Our cities need deep energy retrofits

Sandy Tung, Programme Manager for Sharing Cities writes on the Cities Today website about the importance of deep energy retrofits.


Deep energy retrofits: Enhancing energy efficiency in the built environment

Cities play a crucial role in shaping the climate agenda, accounting for about 65 percent of global energy demand and 70 percent of energy-related CO2 emissions. Of that, buildings are responsible for 40 percent of energy consumption and 36 percent of CO2 emissions in the EU. As urban populations continue to increase, the challenge to shift to more sustainable development, and decouple increasing energy demands from greenhouse gas emissions, has never been more pressing.

National and regional carbon reduction targets have led to a big shift in how energy is produced, distributed and consumed at every scale. Rapid electrification of our transport and heating systems is essential in achieving these targets, and our ability to supply electricity through local, renewable power is a crucial part of that effort. However, shifting to greener energy production alone is insufficient in meeting our climate goals quickly enough. To support faster decarbonisation at lowest cost, we need a smarter energy system – one that integrates heat, power, transport and buildings, and can optimise supply and demand with storage and flexibility. According to the Mayor of London’s Zero Carbon London plan, if we further decarbonised energy systems and buildings UK-wide, we could reduce carbon emissions by an extra 30 percent.

COVID-19 has also forced an unforeseen shift in energy patterns. To support social distancing, people are spending more time in their homes, and our relationship with energy and the way we use buildings is also changing. These patterns may well continue long after the peak of the pandemic. Investing in a smart, local and fairer energy system must be at the heart of any recovery plan, and indeed any long-term development strategy.

The Greater London Authority leads Sharing Cities, a collaborative European smart cities programme of 34 partners across the public, private and academic sectors. Since 2015, we have tested technologies such as electric and shared mobility schemes and street sensors, and have developed data-sharing platforms that integrate these solutions for increased impact. Our work shows how thoughtfully designed, integrated, open-source solutions can improve the wellbeing of citizens as well as the sustainability of our cities.

Sharing Cities also trialled deep energy retrofits and smart energy systems, which were rolled out in three cities: Lisbon, Milan, and the Royal Borough of Greenwich in London. These energy upgrades are already showing impressive results. Lisbon’s historic city hall is receiving 36 percent energy savings and a 50 percent reduction in total electricity use from the grid. In Milan, energy consumption has been reduced by 60 percent in the buildings that were retrofitted.

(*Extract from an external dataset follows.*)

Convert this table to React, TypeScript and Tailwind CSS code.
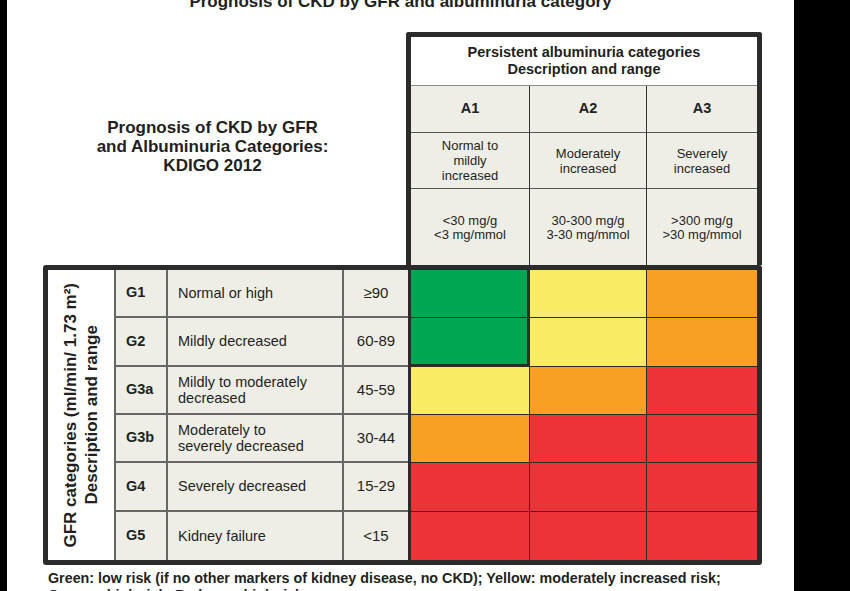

In the Royal Borough of Greenwich, where 41 percent of the borough’s emissions come from housing and 10 percent of households are in fuel poverty, Sharing Cities went beyond standard retrofit and repairs by completing a deep energy retrofit on two large housing estates, combining energy-efficiency measures with low carbon technology, connected devices and smart controls. This has led to greater savings, equivalent to 667 homes’ energy usage a year so far.

In our latest playbook on deep energy retrofits, we summarise the lessons learned and share our insights on how these methods can be replicated across municipal buildings, public housing and private developments to help reduce energy use whilst improving comfort levels for people living and working in those buildings. We also share some advice on navigating the tricky political, regulatory and cultural challenges to implementing these ambitious and complex schemes.

Old cities like London, Lisbon and Milan have a large amount of old building stock with inefficient heating and cooling systems. This presents an enormous opportunity to reduce our environmental footprint with retrofits. In London, to meet our carbon targets set by the Mayor of London, we will need to retrofit almost 160,000 homes a year by the mid 2020s – requiring £10 billion (US$13 billion) of investment by 2050. There’s still a long way to go. With the recent announcement of the UK government’s £3 billion energy-efficiency plan for homes and public buildings, our playbook makes the case for greater investments retrofits that leverage smart technology for greater impact.

There’s no better time than now to roll up our sleeves and get retrofitting!